• _Exercise task_
Locate the string "index" throughout the material and copy every line in which it occurs.

• _A run of records_

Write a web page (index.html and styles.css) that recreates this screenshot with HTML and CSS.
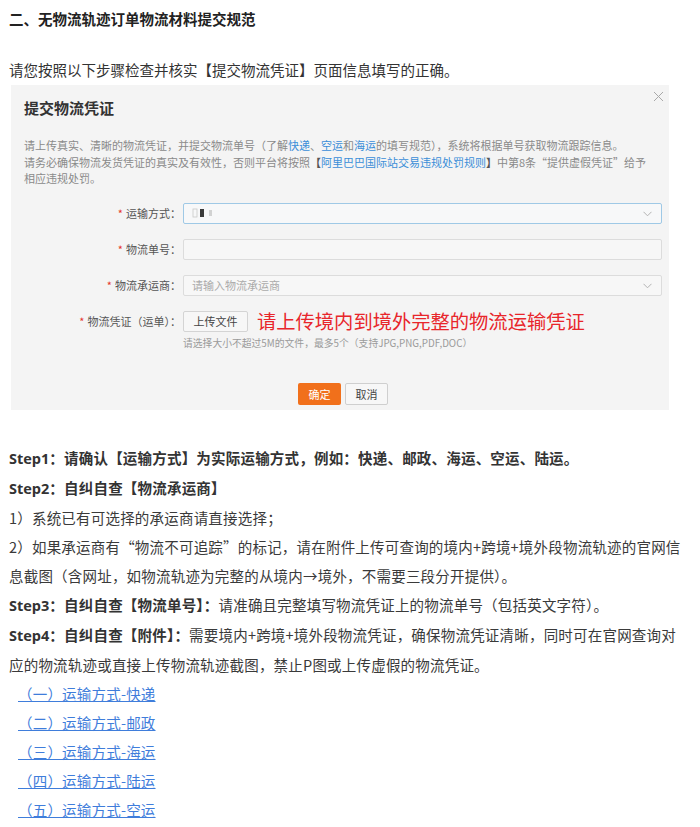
FILE: index.html
```html
<!DOCTYPE html>
<html lang="zh-CN">
<head>
<meta charset="utf-8">
<title>无物流轨迹订单物流材料提交规范</title>
<link rel="stylesheet" href="styles.css">
</head>
<body>
<div class="page">
  <h2 class="title">二、无物流轨迹订单物流材料提交规范</h2>
  <p class="intro">请您按照以下步骤检查并核实【提交物流凭证】页面信息填写的正确。</p>

  <div class="shot">
    <svg class="close" width="11" height="11" viewBox="0 0 11 11"><path d="M1 1L10 10M10 1L1 10" stroke="#a9a9a9" stroke-width="1" fill="none"/></svg>
    <div class="shot-title">提交物流凭证</div>
    <div class="shot-desc">请上传真实、清晰的物流凭证，并提交物流单号（了解<span class="lk">快递</span>、<span class="lk">空运</span>和<span class="lk">海运</span>的填写规范），系统将根据单号获取物流跟踪信息。<br>请务必确保物流发货凭证的真实及有效性，否则平台将按照<span class="dk">【</span><span class="lk">阿里巴巴国际站交易违规处罚规则</span><span class="dk">】</span>中第8条“提供虚假凭证”给予相应违规处罚。</div>

    <div class="form">
      <div class="lbl"><span class="req">*</span>运输方式：</div>
      <div class="field select focus">
        <svg class="garble" width="28" height="10" viewBox="0 0 28 10"><rect x="1" y="1" width="4" height="8" fill="none" stroke="#c9c9c9" stroke-width="0.8"/><rect x="8" y="1" width="4" height="8" fill="#3a3a3a"/><path d="M17 3h3M17 5h3M17 7h3" stroke="#9a9a9a" stroke-width="0.8"/></svg>
        <svg class="chev" width="9" height="6" viewBox="0 0 9 6"><path d="M0.5 0.8L4.5 4.8L8.5 0.8" stroke="#b3b3b3" stroke-width="1" fill="none"/></svg>
      </div>

      <div class="lbl"><span class="req">*</span>物流单号：</div>
      <div class="field"></div>

      <div class="lbl"><span class="req">*</span>物流承运商：</div>
      <div class="field select"><span class="ph">请输入物流承运商</span>
        <svg class="chev" width="9" height="6" viewBox="0 0 9 6"><path d="M0.5 0.8L4.5 4.8L8.5 0.8" stroke="#b3b3b3" stroke-width="1" fill="none"/></svg>
      </div>

      <div class="lbl"><span class="req">*</span>物流凭证（运单）：</div>
      <div class="upload-row">
        <span class="btn-upload">上传文件</span>
        <span class="red-note">请上传境内到境外完整的物流运输凭证</span>
      </div>

      <div></div>
      <div class="help">请选择大小不超过5M的文件，最多5个（支持JPG,PNG,PDF,DOC）</div>
    </div>

    <div class="actions">
      <span class="btn btn-ok">确定</span>
      <span class="btn btn-cancel">取消</span>
    </div>
  </div>

  <div class="steps">
    <p class="strong"><span class="en">Step1</span>：请确认【运输方式】为实际运输方式，例如：快递、邮政、海运、空运、陆运。</p>
    <p class="strong"><span class="en">Step2</span>：自纠自查【物流承运商】</p>
    <p>1）系统已有可选择的承运商请直接选择；</p>
    <p>2）如果承运商有“物流不可追踪”的标记，请在附件上传可查询的境内+跨境+境外段物流轨迹的官网信息截图（含网址，如物流轨迹为完整的从境内→境外，不需要三段分开提供）。</p>
    <p><b class="en">Step3</b><b>：自纠自查【物流单号】：</b>请准确且完整填写物流凭证上的物流单号（包括英文字符）。</p>
    <p><b class="en">Step4</b><b>：自纠自查【附件】：</b>需要境内+跨境+境外段物流凭证，确保物流凭证清晰，同时可在官网查询对应的物流轨迹或直接上传物流轨迹截图，禁止P图或上传虚假的物流凭证。</p>
    <ul class="links">
      <li><a href="#">（一）运输方式-快递</a></li>
      <li><a href="#">（二）运输方式-邮政</a></li>
      <li><a href="#">（三）运输方式-海运</a></li>
      <li><a href="#">（四）运输方式-陆运</a></li>
      <li><a href="#">（五）运输方式-空运</a></li>
    </ul>
  </div>
</div>
</body>
</html>
```

FILE: styles.css
```css
* { box-sizing: border-box; }
html, body { margin: 0; padding: 0; background: #fff; }
body {
  font-family: "Noto Sans CJK SC", "Noto Sans", sans-serif;
  font-size: 14.5px;
  line-height: 29px;
  color: #333;
}
.page { padding: 4px 9px 0 9px; }
.title {
  margin: 0;
  font-size: 14.5px;
  line-height: 29px;
  font-weight: 700;
  color: #222;
}
.intro { margin: 22px 0 0 0; }

/* screenshot of dialog */
.shot {
  position: relative;
  margin: 1px 0 0 2px;
  width: 658px;
  height: 325px;
  background: #f4f4f4;
  padding: 13px 7px 0 13px;
  line-height: normal;
}
.close { position: absolute; top: 6px; right: 5px; }
.shot-title {
  font-size: 15px;
  line-height: 20px;
  font-weight: 700;
  color: #333;
}
.shot-desc {
  margin-top: 19px;
  font-size: 11px;
  line-height: 16.5px;
  color: #8a8a8a;
  width: 632px;
}
.shot-desc .lk { color: #3b8ed8; }
.shot-desc .dk { color: #555; font-weight: 700; }

.form {
  margin-top: 16px;
  display: grid;
  grid-template-columns: 157px 479px;
  column-gap: 2px;
  row-gap: 15px;
  font-size: 11px;
}
.lbl {
  height: 21px;
  line-height: 21px;
  text-align: right;
  color: #555;
  white-space: nowrap;
}
.req { color: #e5342c; margin-right: 3px; }
.field {
  position: relative;
  height: 21px;
  border: 1px solid #dcdcdc;
  border-radius: 2px;
  background: #f7f7f7;
  display: flex;
  align-items: center;
  padding-left: 8px;
}
.field.focus { border-color: #9fc9e6; background: #f7f8f9; }
.ph { color: #aaa; font-size: 11px; }
.garble { display: block; }
.chev { position: absolute; right: 9px; top: 7px; }

.upload-row {
  height: 21px;
  display: flex;
  align-items: center;
}
.btn-upload {
  height: 21px;
  width: 65px;
  border: 1px solid #d4d4d4;
  border-radius: 2px;
  background: #f7f7f7;
  color: #444;
  font-size: 11px;
  display: flex;
  align-items: center;
  justify-content: center;
}
.red-note {
  margin-left: 9px;
  color: #e8262b;
  font-size: 19.3px;
  line-height: 21px;
  white-space: nowrap;
}
.help {
  margin-top: -11px;
  font-size: 9.8px;
  line-height: 14px;
  color: #9a9a9a;
}

.actions {
  margin-top: 33px;
  display: flex;
  justify-content: center;
  gap: 4px;
}
.btn {
  width: 43px;
  height: 22px;
  border-radius: 2px;
  font-size: 11px;
  display: flex;
  align-items: center;
  justify-content: center;
}
.btn-ok { background: #f1701b; color: #fff; }
.btn-cancel { background: #f7f7f7; border: 1px solid #cfcfcf; color: #444; }

/* steps */
.steps { margin-top: 33px; width: 677px; letter-spacing: 0.2px; color: #3a3a3a; }
.steps p { margin: 0; }
.strong { font-weight: 700; color: #333; }
.steps b { color: #333; }
.en { font-family: "Open Sans", "Noto Sans", sans-serif; font-weight: 700; letter-spacing: 0; }
.links { list-style: none; margin: 0; padding: 0 0 0 9px; }
.links a { color: #3f7ddb; text-decoration: underline; }
```
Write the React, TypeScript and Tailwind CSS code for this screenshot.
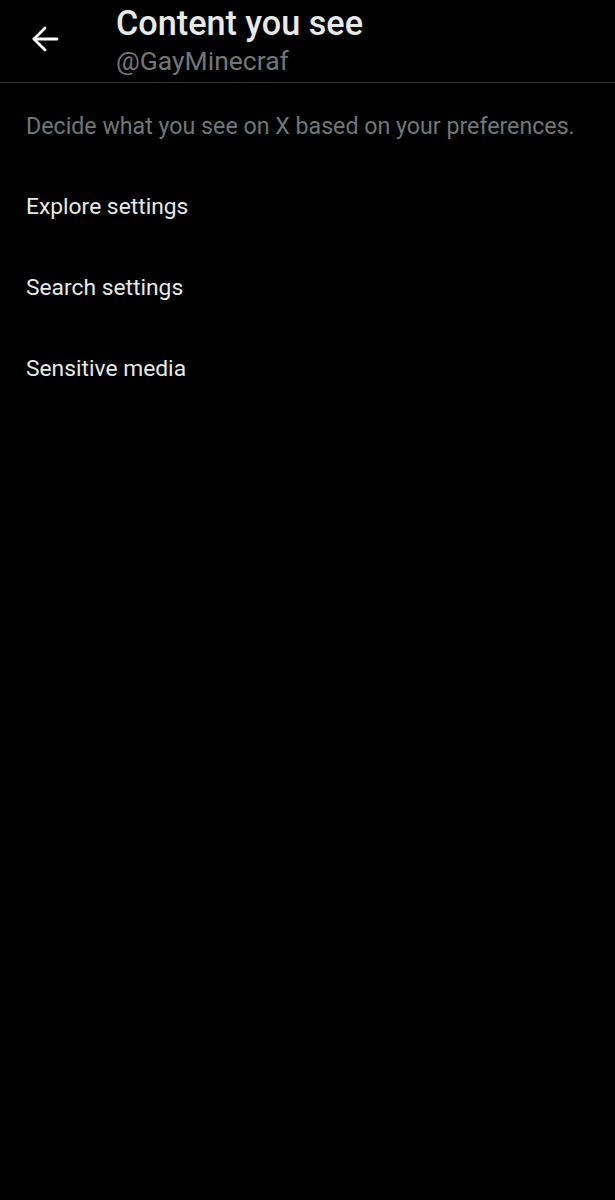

• _Complete output_
Write a web page (index.html and styles.css) that recreates this screenshot with HTML and CSS.
FILE: index.html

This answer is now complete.